_Dataset section_:
= = = = = = =

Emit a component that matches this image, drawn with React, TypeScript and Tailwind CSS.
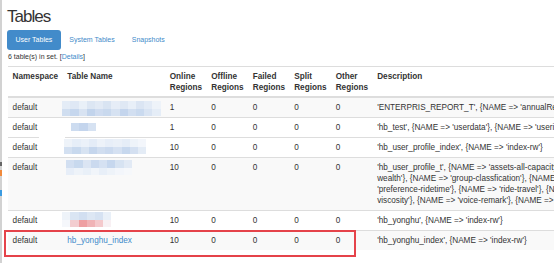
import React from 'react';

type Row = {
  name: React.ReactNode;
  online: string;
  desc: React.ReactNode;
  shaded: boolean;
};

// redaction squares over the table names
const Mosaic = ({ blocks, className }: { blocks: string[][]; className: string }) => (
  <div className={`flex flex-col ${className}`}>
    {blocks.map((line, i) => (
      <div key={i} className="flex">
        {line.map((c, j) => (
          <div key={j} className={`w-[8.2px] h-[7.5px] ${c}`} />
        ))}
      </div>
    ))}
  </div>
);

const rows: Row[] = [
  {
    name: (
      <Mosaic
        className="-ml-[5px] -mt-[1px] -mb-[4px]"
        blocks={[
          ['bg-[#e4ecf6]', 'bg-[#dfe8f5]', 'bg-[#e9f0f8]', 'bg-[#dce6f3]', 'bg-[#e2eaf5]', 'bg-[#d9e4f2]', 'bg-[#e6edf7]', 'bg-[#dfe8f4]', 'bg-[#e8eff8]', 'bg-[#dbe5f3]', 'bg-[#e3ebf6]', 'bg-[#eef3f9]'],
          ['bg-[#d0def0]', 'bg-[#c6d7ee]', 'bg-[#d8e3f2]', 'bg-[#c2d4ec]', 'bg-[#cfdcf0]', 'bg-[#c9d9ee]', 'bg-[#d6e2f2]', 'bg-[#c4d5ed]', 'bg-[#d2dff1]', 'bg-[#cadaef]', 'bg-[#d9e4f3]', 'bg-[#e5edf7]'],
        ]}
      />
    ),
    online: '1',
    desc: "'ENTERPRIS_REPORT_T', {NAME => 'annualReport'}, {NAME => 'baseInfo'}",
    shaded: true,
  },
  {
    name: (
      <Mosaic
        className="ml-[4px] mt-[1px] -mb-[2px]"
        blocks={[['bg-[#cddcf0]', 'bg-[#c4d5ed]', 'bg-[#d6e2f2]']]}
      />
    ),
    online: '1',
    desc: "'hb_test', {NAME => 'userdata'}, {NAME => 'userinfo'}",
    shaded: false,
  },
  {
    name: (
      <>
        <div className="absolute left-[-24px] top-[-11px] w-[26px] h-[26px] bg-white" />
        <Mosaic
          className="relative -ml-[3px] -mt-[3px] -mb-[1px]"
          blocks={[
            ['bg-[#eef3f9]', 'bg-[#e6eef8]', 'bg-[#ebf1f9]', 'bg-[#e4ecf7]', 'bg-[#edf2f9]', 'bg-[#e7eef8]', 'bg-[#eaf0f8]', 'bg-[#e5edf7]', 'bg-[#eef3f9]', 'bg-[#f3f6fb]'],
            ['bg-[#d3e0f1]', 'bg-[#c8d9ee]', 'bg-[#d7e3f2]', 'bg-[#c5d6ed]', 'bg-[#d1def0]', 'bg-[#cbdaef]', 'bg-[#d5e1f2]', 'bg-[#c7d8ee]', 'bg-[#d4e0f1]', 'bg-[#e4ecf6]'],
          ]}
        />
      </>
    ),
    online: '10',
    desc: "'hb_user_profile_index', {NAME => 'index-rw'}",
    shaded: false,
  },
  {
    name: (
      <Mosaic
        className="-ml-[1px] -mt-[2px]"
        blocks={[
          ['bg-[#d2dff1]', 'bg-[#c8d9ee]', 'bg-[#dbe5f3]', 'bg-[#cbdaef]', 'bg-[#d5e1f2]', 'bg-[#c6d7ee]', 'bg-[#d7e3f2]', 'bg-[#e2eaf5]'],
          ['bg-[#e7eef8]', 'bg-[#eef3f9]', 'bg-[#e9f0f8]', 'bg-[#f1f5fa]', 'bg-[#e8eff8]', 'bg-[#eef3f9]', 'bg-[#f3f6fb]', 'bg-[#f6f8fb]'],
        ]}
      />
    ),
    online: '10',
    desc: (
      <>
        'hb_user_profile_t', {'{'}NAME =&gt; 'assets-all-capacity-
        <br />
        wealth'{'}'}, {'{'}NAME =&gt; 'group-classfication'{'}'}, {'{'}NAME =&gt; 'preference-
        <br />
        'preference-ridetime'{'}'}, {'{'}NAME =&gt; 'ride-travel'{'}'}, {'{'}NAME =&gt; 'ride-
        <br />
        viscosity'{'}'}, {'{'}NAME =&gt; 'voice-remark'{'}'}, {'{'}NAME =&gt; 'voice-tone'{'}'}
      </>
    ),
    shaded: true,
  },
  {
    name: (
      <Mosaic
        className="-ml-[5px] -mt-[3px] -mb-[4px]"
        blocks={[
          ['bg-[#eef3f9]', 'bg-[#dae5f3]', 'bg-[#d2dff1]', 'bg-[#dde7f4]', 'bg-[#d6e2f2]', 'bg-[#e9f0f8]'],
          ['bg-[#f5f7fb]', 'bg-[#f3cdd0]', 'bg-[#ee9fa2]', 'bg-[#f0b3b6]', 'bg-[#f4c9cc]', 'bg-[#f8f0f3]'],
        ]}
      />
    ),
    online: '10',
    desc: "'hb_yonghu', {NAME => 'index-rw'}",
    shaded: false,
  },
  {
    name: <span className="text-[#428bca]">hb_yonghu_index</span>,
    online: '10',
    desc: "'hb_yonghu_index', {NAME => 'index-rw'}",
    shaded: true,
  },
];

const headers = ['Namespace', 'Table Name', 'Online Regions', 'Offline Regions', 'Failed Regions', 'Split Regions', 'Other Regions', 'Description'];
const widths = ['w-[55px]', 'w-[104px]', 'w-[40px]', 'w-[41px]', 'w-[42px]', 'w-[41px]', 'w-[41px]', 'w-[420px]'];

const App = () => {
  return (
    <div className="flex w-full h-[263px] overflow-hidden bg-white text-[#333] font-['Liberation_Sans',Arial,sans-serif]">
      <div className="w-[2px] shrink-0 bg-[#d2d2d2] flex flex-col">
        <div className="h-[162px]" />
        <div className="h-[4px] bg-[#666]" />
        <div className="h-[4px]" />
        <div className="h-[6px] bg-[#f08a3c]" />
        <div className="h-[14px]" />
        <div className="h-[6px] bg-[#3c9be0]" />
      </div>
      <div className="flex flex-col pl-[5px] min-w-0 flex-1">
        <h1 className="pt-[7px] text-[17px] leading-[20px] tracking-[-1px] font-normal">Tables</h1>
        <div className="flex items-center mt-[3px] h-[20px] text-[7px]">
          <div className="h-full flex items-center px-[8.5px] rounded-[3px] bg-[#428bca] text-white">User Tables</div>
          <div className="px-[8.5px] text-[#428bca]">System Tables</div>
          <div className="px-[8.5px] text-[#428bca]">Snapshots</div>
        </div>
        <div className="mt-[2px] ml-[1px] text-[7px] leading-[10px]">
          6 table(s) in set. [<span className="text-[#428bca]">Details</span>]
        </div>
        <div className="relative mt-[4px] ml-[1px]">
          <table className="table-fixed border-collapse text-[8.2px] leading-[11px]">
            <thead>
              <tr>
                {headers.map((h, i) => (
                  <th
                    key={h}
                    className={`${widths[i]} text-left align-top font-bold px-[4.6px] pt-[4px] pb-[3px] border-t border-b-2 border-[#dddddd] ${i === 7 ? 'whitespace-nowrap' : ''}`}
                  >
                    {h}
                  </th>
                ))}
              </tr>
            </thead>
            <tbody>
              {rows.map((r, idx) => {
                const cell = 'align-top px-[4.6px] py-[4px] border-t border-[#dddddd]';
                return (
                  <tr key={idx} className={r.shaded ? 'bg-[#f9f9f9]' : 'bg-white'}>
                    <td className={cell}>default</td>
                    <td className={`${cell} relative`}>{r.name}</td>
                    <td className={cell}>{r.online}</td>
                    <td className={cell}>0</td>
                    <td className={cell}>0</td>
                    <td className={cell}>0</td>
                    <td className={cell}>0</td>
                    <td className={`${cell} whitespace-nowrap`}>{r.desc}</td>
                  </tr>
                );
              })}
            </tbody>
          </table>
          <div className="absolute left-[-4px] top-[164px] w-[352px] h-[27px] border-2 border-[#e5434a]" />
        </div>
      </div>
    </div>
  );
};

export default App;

= = = = = = =

_What to work on_:
Identify every line where the string "React" appears.

_Result of the task_:
Emit a component that matches this image, drawn with React, TypeScript and Tailwind CSS.
import React from 'react';
  name: React.ReactNode;
  desc: React.ReactNode;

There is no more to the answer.